Memleketin dört bir yanında fabrikaların, atölyelerin, depoların kapısından içeri giren her işçi, aslında aynı hikâyeyi taşıyor omuzlarında. Adı farklı olsa da yaşanan aynı: alın teri, geç gelen maaşlar, eksik yatan mesailer, kaybolan yıllar ve nihayetinde karşılarına dikilen o meşhur “arabulucu” masası… İnsanın içini burkan, romansı bir hüzün var bu masada. Bir yanıyla bir hayatın, bir emeğin bütün izlerini taşıyor; öte yanıyla hakların usul usul masadan eksildiğini.
Eskiden işçinin hakkı mahkemede aranırdı. Şimdi kapıya bir tabela asıldı: “Arabulucuya gittin mi?” Devletin zorunlu kıldığı bu yeni düzen, kağıt üzerinde uzlaşma; gerçekte patronun zırhı oldu. Çünkü masaya oturulmadan önce bile herkes bilir: kimin sözü daha gür çıkar, kimin avukatı daha kuvvetlidir, kimin masası daha yüksekten bakar.

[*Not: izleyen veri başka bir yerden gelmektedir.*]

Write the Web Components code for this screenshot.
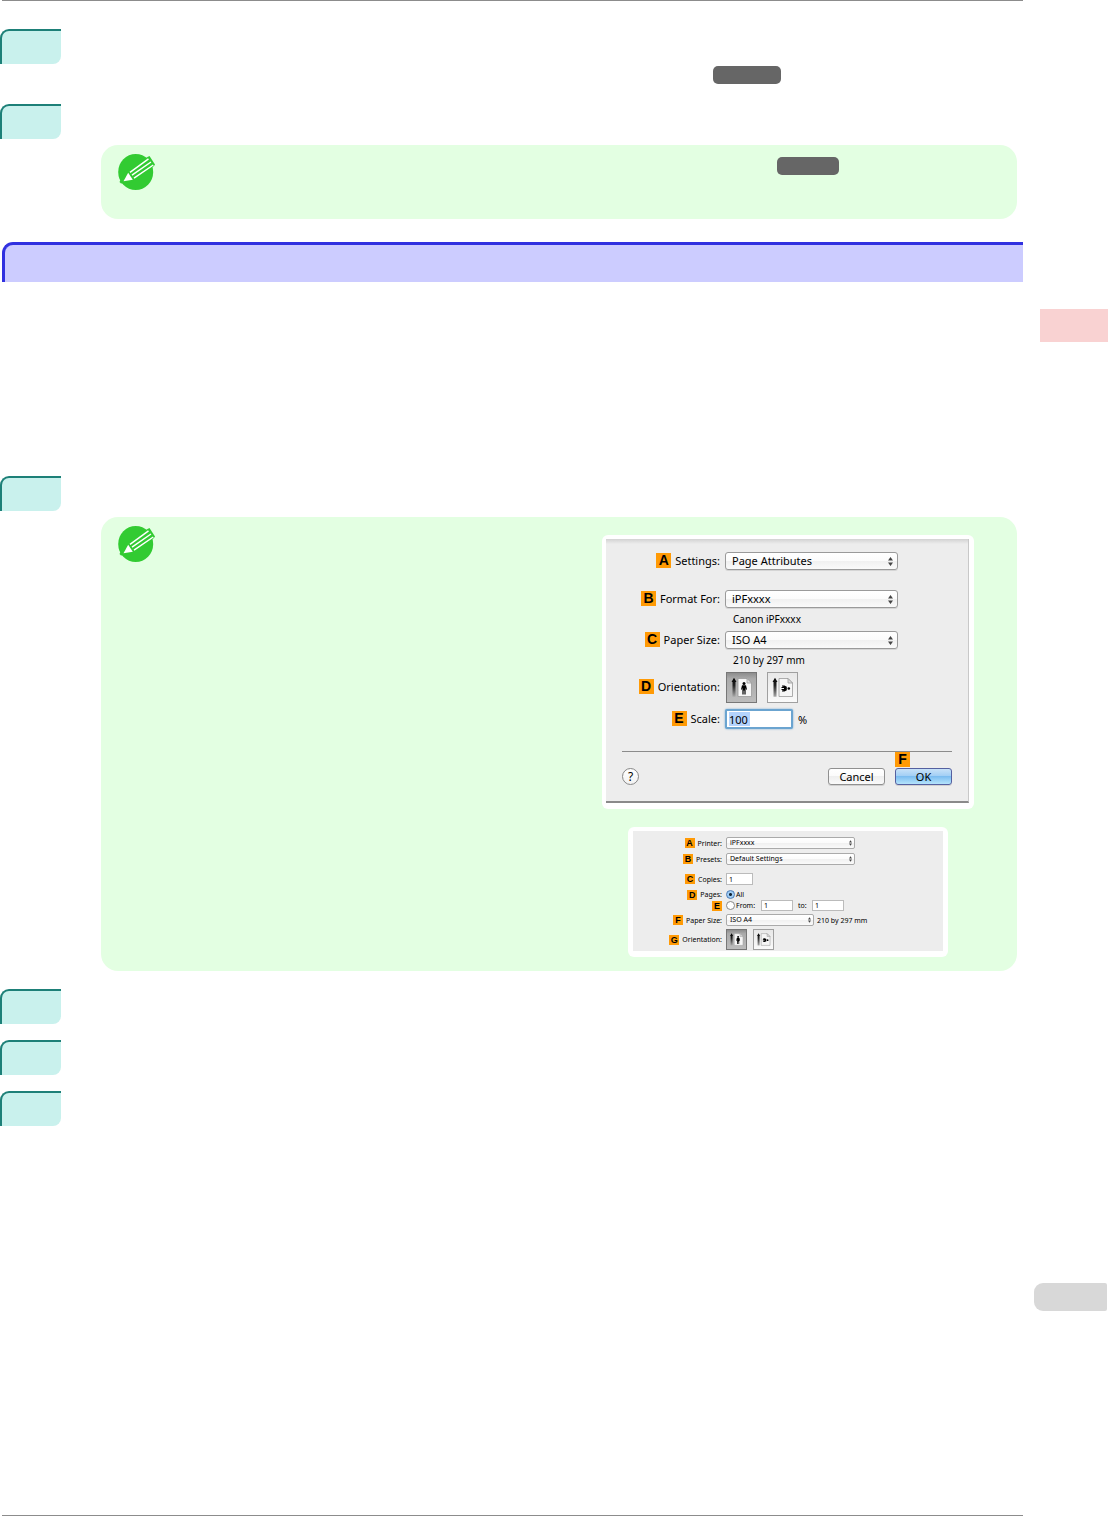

Patronlar maaşları aylarca geciktiriyor, fazla mesaileri görmezden geliyor, yılların kıdemini bir çırpıda yok sayıyor. Sonra da işçiyi alıp arabulucu masasına getiriyorlar. Sözde “uzlaşma”, gerçekte “zorunlu boyun eğme”. İşçinin avukatı yok, bilgisi yok, hakkını arayacak nefesi bile çoğu zaman kalmıyor. Patronun anlaştığı arabulucu, patronun avukatı, patronun dili, patronun gölgesi… Her şey patron tarafından kurulmuş bir düzen gibi. İşçi o masaya oturduğunda, yıllarını verdiği emeğin hesabını değil, mecburiyetini konuşuyor aslında.
Dillerinde hep aynı cümle: “Dava açarsan yıllarca sürer, paranı da geç alırsın.” İşçiye ölümü gösterip sıtmaya razı ediyorlar. Koca bir ömrün alın teri, üç beş kuruşa sıkıştırılıp “Tüm haklarımı aldım.” diye imza attırılıyor. Sanki hak değil, lütuf veriliyor. Sanki adalet değil, pazarlık yapılıyor. Sanki işçi kendi alın terini değil, patronun gönlünü almaya çalışıyor.
Arabuluculuk sistemi işçiyi korumak için kondu denildi ama bugün geldiği noktada patronun en büyük silahına dönüştü. İşçinin elinden mahkemeye gitme gücünü aldı, masada sıkıştırıp susturma aracına dönüştü. Bu düzen işçiye adalet dağıtmıyor; işçinin sesini, öfkesini, hak talebini bastırıyor.
Oysa işçinin masada değil, adaletin terazisinde hakkını araması gerekir. Arabuluculuk, “zorunlu” olduğu sürece uzlaşma değil; eşitsizliğin resmî kılınmış hâlidir. Bu nedenle bu düzen artık yeniden ele alınmalı: İşçi kendi avukatıyla, sendikasıyla, bağımsız bir hukuk zeminiyle konuşmadan gerçek bir adalet sağlanamaz. Zorunlu arabuluculuk kaldırılmalı, iş mahkemeleri ve istinaf mahkemeleri hızlandırılmalı, işçinin hak arama yolu genişletilmelidir. Çünkü hakkını arayamayan işçi, emeğini savunamayan memlekettir.
Bugün arabulucu masasına oturtulan binlerce işçi var. Alın terinin üzerine çöken o ağır gölgeyi her gün hissediyoruz. İşte bu yüzden bu mesele sadece bir hukuki düzen değil; bir ekmek mücadelesidir, bir onur meselesidir. İşçinin hak arama yolunun önüne konan bu duvar daha fazla büyümeden kaldırılmalı. Emeğin değeri, masadaki imzayla değil; adaletle yazılmalı.
İşçinin hakkı pazarlık konusu değil; memleketin vicdanıdır. Ve bu vicdan, zorunlu arabuluculuk gibi bir düzenin gölgesinde bırakılmamalıdır.